Can you restate the lines of the entries below, word for word, from the first one through the line that includes "import React from 'react';"?

→ **Extracted data**
+ + + + + + +

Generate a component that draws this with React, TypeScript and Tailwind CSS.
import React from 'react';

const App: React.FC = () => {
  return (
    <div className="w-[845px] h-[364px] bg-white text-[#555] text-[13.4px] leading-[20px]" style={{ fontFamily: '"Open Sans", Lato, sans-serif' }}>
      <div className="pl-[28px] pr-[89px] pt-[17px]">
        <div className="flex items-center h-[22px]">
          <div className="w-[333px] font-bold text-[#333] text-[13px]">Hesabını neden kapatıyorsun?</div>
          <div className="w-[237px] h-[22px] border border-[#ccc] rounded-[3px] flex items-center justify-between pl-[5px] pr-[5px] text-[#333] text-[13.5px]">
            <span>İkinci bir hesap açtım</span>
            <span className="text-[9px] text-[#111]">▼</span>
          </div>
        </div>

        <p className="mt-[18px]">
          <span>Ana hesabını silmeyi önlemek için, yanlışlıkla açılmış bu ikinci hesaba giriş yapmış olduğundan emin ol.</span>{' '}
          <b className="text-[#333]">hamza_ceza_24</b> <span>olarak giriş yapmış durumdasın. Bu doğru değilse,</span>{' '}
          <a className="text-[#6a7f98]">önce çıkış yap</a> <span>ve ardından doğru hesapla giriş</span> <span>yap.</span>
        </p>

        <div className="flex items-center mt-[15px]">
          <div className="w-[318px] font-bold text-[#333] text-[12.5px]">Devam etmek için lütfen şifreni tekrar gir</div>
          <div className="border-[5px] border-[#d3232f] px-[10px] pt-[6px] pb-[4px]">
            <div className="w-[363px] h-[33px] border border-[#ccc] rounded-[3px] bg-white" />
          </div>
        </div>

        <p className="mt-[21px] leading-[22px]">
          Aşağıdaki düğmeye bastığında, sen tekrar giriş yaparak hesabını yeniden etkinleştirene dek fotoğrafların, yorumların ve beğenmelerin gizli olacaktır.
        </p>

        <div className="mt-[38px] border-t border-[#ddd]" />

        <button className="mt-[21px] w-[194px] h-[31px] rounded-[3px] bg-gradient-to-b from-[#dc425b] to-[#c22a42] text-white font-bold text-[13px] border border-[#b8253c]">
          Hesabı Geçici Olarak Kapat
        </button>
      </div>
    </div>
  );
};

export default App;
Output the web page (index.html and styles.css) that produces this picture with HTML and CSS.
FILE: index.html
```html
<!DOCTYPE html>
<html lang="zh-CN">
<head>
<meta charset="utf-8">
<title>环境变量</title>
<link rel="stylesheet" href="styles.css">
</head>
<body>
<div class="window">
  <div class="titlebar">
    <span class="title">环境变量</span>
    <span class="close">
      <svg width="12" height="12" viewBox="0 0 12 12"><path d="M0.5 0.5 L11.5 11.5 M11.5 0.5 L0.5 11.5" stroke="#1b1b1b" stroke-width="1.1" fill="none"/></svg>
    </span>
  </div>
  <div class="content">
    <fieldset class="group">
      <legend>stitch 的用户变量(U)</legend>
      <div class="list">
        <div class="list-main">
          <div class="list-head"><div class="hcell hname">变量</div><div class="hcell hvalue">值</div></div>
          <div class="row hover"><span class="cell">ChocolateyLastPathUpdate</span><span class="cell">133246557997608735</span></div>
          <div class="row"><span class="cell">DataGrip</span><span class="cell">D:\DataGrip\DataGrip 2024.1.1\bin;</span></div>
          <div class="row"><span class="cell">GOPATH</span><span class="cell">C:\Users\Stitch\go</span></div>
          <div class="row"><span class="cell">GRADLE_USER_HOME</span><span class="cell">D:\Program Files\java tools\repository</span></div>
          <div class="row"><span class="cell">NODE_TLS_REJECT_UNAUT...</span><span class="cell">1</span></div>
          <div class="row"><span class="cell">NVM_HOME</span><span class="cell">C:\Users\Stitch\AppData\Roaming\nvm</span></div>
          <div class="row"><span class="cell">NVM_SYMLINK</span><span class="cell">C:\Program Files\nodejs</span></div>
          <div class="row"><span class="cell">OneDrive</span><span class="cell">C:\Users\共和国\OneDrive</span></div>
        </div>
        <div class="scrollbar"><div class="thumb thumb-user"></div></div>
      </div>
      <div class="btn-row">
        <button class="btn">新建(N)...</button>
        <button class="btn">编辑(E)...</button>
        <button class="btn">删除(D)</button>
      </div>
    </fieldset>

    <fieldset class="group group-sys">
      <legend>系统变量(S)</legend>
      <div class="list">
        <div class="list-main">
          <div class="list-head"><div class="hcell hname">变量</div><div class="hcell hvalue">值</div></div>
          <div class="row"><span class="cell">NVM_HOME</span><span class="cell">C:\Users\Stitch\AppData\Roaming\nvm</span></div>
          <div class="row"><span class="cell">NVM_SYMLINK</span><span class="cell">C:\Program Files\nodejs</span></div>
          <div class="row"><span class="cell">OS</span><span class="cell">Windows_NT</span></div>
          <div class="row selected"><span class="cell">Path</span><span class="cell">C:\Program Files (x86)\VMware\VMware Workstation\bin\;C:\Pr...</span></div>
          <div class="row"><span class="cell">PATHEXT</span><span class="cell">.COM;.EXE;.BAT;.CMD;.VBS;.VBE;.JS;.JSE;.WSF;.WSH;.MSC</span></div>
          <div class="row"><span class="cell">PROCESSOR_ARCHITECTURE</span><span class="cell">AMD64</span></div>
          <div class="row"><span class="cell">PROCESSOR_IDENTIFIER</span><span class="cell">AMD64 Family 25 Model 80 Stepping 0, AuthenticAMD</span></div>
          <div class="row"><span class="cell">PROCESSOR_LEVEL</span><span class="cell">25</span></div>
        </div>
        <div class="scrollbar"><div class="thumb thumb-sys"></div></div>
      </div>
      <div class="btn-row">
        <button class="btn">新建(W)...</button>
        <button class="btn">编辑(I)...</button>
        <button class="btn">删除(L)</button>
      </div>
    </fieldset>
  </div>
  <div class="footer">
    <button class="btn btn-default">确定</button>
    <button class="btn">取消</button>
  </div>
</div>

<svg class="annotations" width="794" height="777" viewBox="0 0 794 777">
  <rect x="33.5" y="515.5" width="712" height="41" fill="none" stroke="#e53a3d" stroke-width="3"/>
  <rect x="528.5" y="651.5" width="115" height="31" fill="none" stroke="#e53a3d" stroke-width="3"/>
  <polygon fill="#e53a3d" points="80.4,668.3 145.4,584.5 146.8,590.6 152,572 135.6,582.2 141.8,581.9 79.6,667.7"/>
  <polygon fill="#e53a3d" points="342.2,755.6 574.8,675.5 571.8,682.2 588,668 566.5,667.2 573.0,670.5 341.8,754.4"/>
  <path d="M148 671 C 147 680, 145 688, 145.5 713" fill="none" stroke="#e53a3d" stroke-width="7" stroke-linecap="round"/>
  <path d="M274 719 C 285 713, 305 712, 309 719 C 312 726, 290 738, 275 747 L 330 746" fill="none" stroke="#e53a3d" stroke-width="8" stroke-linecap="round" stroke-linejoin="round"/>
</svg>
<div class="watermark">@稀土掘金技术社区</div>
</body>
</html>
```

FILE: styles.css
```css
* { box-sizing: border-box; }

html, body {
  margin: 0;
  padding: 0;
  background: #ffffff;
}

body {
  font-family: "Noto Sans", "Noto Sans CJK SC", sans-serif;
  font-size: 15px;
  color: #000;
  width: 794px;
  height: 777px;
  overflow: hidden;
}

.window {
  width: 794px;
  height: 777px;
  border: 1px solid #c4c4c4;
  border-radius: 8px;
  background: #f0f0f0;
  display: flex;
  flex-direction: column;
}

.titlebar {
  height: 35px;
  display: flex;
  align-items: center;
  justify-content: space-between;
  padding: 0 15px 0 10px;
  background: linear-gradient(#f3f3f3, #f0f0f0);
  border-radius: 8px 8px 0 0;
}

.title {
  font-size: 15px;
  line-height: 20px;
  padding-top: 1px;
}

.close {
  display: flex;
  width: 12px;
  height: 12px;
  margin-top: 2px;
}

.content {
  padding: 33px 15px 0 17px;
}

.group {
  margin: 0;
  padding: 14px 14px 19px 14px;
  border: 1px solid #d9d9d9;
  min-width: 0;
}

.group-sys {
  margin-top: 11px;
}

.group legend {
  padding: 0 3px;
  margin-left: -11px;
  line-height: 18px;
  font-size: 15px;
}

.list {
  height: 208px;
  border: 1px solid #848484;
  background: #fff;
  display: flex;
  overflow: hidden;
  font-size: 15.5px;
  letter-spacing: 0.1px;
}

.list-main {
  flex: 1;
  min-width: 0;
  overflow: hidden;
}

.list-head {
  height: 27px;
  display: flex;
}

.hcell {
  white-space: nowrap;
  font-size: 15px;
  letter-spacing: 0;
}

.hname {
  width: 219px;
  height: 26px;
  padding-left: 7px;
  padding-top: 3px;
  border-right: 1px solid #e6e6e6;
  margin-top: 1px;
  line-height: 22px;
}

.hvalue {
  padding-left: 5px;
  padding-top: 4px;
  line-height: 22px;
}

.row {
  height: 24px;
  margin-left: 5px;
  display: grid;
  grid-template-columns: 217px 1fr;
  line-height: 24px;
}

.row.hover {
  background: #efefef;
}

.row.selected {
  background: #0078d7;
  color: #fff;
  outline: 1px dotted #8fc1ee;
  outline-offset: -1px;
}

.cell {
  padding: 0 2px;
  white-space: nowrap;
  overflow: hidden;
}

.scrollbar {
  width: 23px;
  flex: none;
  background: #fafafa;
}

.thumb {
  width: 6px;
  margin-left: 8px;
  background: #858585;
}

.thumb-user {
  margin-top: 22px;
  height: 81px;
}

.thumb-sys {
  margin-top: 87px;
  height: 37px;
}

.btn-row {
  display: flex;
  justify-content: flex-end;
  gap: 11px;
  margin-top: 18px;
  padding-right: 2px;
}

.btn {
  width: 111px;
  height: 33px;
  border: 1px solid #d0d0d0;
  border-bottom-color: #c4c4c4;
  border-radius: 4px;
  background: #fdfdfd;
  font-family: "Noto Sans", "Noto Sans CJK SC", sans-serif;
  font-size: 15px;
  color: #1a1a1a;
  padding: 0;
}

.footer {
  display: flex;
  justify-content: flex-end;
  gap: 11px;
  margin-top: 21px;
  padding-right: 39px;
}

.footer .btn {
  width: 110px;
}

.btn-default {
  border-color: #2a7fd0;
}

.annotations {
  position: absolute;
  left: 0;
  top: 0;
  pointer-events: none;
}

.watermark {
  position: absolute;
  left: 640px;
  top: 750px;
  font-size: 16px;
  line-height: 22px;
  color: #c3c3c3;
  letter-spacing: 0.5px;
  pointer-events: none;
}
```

+ + + + + + +

→ **Written response**
Generate a component that draws this with React, TypeScript and Tailwind CSS.
import React from 'react';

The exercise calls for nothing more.